I ask you to contribute what you can towards that $5,000 goal. By doing so, you can take pride in the fact that you are saving a child’s life; a beautiful child who will otherwise die before her thirteenth birthday.

It is my own personal hope that our generosity will bring hope to a people who live without hope. We, who have everything, will give of ourselves to those who have nothing. We will live in the spirit of Tikkum Olam: the spirit of trying to save the world. It is the spirit that drives SACH; it is that same spirit that drives all of you who read this appeal. I know you, and I have faith in you. I know that you will do this. I know that you will be the final piece in the puzzle to save Dainess. You will put Dainess and her mother on that life-saving plane to Israel.
Clairia was the first child in the history of Burundi to have corrective heart surgery.

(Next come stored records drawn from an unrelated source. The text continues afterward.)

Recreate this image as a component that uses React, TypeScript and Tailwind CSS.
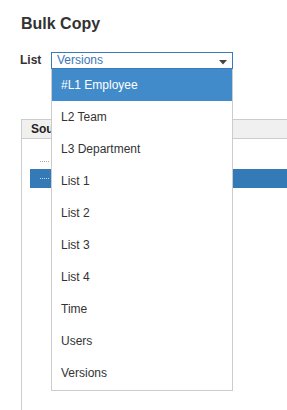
import React from "react";

const items = [
  "#L1 Employee",
  "L2 Team",
  "L3 Department",
  "List 1",
  "List 2",
  "List 3",
  "List 4",
  "Time",
  "Users",
  "Versions",
];

export default function App() {
  return (
    <div
      className="relative w-[287px] h-[410px] overflow-hidden bg-white text-[#333]"
      style={{ fontFamily: '"Liberation Sans", Arial, sans-serif' }}
    >
      <div className="pt-[14px] pl-[21px] text-[16px] leading-[20px] font-bold text-[#333]">
        Bulk Copy
      </div>
      <div className="mt-[18px] flex items-start pl-[20px]">
        <div className="w-[31px] text-[12px] leading-[17px] font-bold">List</div>
        <div className="relative w-[182px] h-[17px] border border-[#3a7bbd] bg-white">
          <div className="pl-[5px] text-[12px] leading-[15px] text-[#3a77b5]">Versions</div>
          <svg
            className="absolute right-[5px] top-[7px]"
            width="8"
            height="5"
            viewBox="0 0 8 5"
          >
            <path d="M0 0 H8 L4 4.5 Z" fill="#444" />
          </svg>
        </div>
      </div>

      <div className="mt-[50px] ml-[21px] h-[300px] border-l border-t border-[#ccc]">
        <div className="h-[19px] bg-[#f0f0f0] border-b border-[#ccc] pl-[9px] text-[12px] leading-[19px] font-bold text-[#222]">
          Source
        </div>
        <div className="pt-[12px]">
          <div className="h-[18px] flex items-center pl-[18px]">
            <div className="w-[9px] mt-[2px] border-t border-dotted border-[#aaa]" />
          </div>
          <div className="ml-[8px] h-[19px] bg-[#337ab7] flex items-center pl-[10px]">
            <div className="w-[9px] border-t border-dotted border-[#c8d8ea]" />
          </div>
        </div>
      </div>

      <div className="absolute left-[51px] top-[69px] w-[182px] pb-[1px] border border-t-0 border-[#ccc] bg-white">
        {items.map((it, i) => (
          <div
            key={it}
            className={
              i === 0
                ? "h-[32px] pt-[1px] pl-[9px] text-[12px] leading-[31px] bg-[#428bca] text-white"
                : "h-[32px] pt-[1px] pl-[9px] text-[12px] leading-[31px] text-[#333]"
            }
          >
            {it}
          </div>
        ))}
      </div>
    </div>
  );
}
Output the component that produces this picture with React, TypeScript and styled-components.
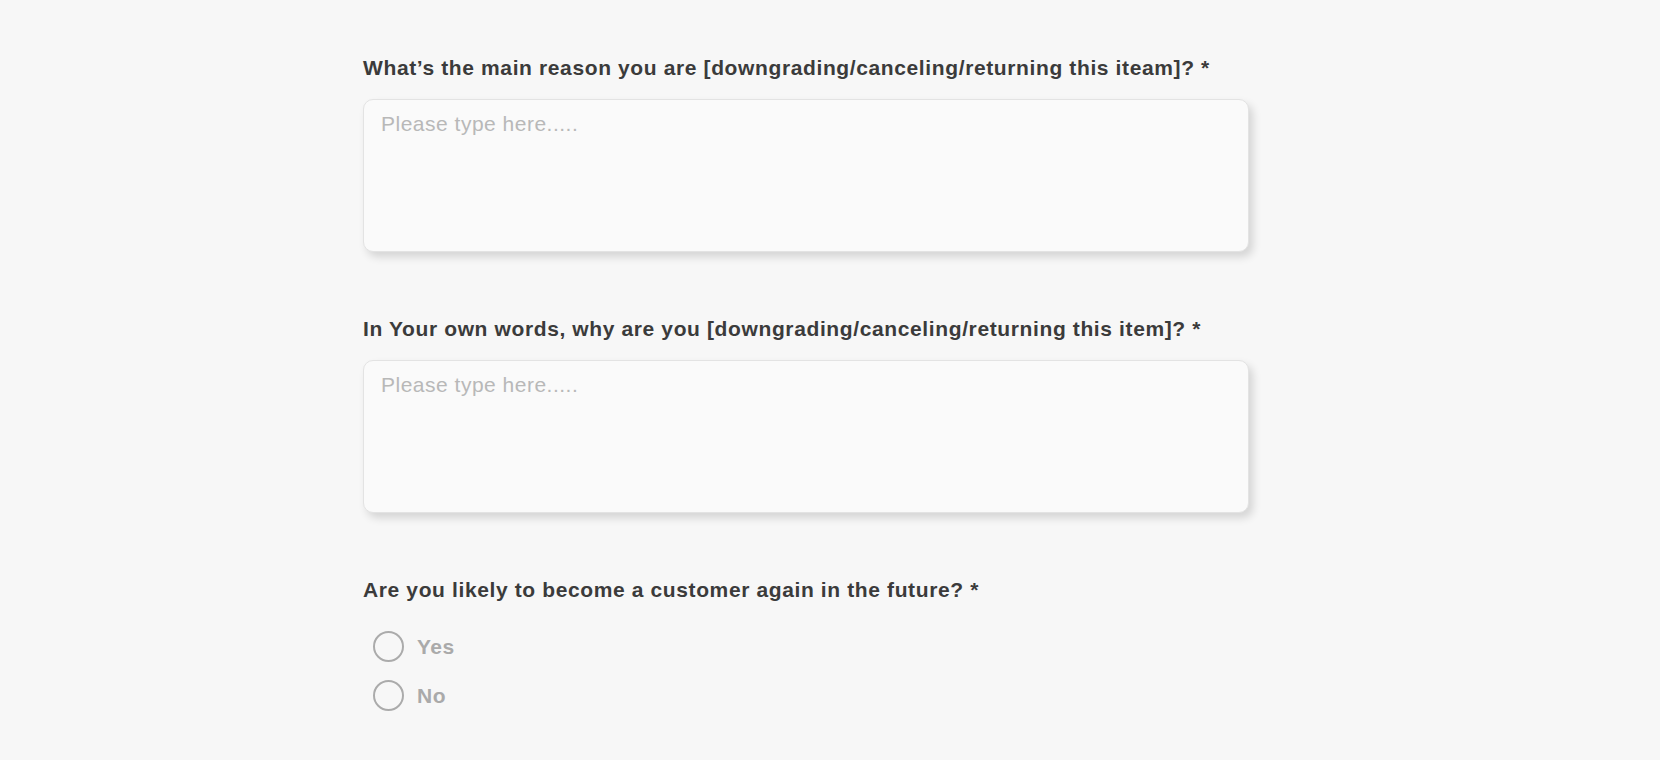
import React, { useState } from 'react';
import styled, { createGlobalStyle } from 'styled-components';

const GlobalStyle = createGlobalStyle`
    body {
        margin: 0;
        background: #f7f7f7;
        font-family: "Liberation Sans", Arial, sans-serif;
    }
`;

const questions = [
    { id: 'reason', label: 'What’s the main reason you are [downgrading/canceling/returning this iteam]? *' },
    { id: 'words', label: 'In Your own words, why are you [downgrading/canceling/returning this item]? *' },
];

const options = ['Yes', 'No'];

const App = () => {
    const [answers, setAnswers] = useState<Record<string, string>>({});
    const [again, setAgain] = useState('');

    return (
        <>
            <GlobalStyle />
            <Page>
                <Form>
                    {questions.map((q) => (
                        <Field key={q.id}>
                            <Label>{q.label}</Label>
                            <TextBox
                                placeholder="Please type here....."
                                value={answers[q.id] || ''}
                                onChange={(e) => setAnswers({ ...answers, [q.id]: e.target.value })}
                            />
                        </Field>
                    ))}
                    <Field>
                        <Label>Are you likely to become a customer again in the future? *</Label>
                        <RadioList>
                            {options.map((o) => (
                                <RadioRow key={o}>
                                    <RadioInput
                                        type="radio"
                                        name="again"
                                        checked={again === o}
                                        onChange={() => setAgain(o)}
                                    />
                                    <RadioText>{o}</RadioText>
                                </RadioRow>
                            ))}
                        </RadioList>
                    </Field>
                </Form>
            </Page>
        </>
    );
};

const Page = styled.div`
    min-height: 760px;
    padding: 56px 0 0 363px;
    box-sizing: border-box;
`;

const Form = styled.div`
    width: 886px;
    display: flex;
    flex-direction: column;
    gap: 65px;
`;

const Field = styled.div`
    display: flex;
    flex-direction: column;
    gap: 19px;
`;

const Label = styled.div`
    font-size: 21px;
    line-height: 24px;
    font-weight: bold;
    color: #3b3b3b;
    white-space: nowrap;
    letter-spacing: 0.62px;
`;

const TextBox = styled.textarea`
    height: 153px;
    box-sizing: border-box;
    padding: 12px 17px;
    border: 1px solid #e3e3e3;
    border-radius: 10px;
    background: #fafafa;
    box-shadow: 4px 5px 9px rgba(0, 0, 0, 0.14);
    font-family: "Liberation Sans", Arial, sans-serif;
    font-size: 21px;
    line-height: 24px;
    letter-spacing: 0.5px;
    color: #333;
    resize: none;
    outline: none;

    &::placeholder {
        color: #b8b8b8;
    }
`;

const RadioList = styled.div`
    display: flex;
    flex-direction: column;
    gap: 18px;
    padding: 10px 0 0 10px;
`;

const RadioRow = styled.label`
    display: flex;
    align-items: center;
    gap: 13px;
    cursor: pointer;
`;

const RadioInput = styled.input`
    appearance: none;
    margin: 0;
    width: 31px;
    height: 31px;
    border: 2px solid #ababab;
    border-radius: 50%;
    box-sizing: border-box;
    background: transparent;
    cursor: pointer;

    &:checked {
        background: radial-gradient(circle, #ababab 0 6px, transparent 7px);
    }
`;

const RadioText = styled.span`
    font-size: 21px;
    font-weight: bold;
    letter-spacing: 0.5px;
    color: #aaaaaa;
`;

export default App;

Your contributions made that surgery possible. This is what I wrote after Clairia returned home from Israel with a normal heart.


None of you who read this, none of you who have contributed to this cause should underestimate what you have done. You have saved a life. A child who would have died before her twentieth birthday, a child who would have had to suffer through a lifetime of increasing heart failure will now lead a normal life. What you have accomplished is no small feat. What all of us working together for a common cause have accomplished is no small feat. To put that accomplishment in perspective, I enclose an e-mail from Lisha McCormick, Director of Development at Village Health Works (as well as a good friend of mine):

“I was speaking to a group of students the other day, one of whom was about 19 and relayed that he wanted to be a pediatrician. I asked him why he was drawn to that particular specialty and he relayed a really touching story about the impact physicians had on him when he was a young child suffering from chronic asthma. And then he added..."Plus, when you save a life...its a whole life."

I can't help but recall this when I think of Clairia. While I know it is a bit dramatic, I picture her as a five-year old running to play with other children, I picture her on her wedding day and then one day having a child of her own, both of them living in a Burundi that has grown better over the next two decades.
But today you should shed a tear, and then smile and know that you've saved a life....a WHOLE life...”


You can do the same for Dainess. You can make her the second child in the history of Burundi to have heart surgery. You will then do what you did for Clairia: you will save a “WHOLE life.”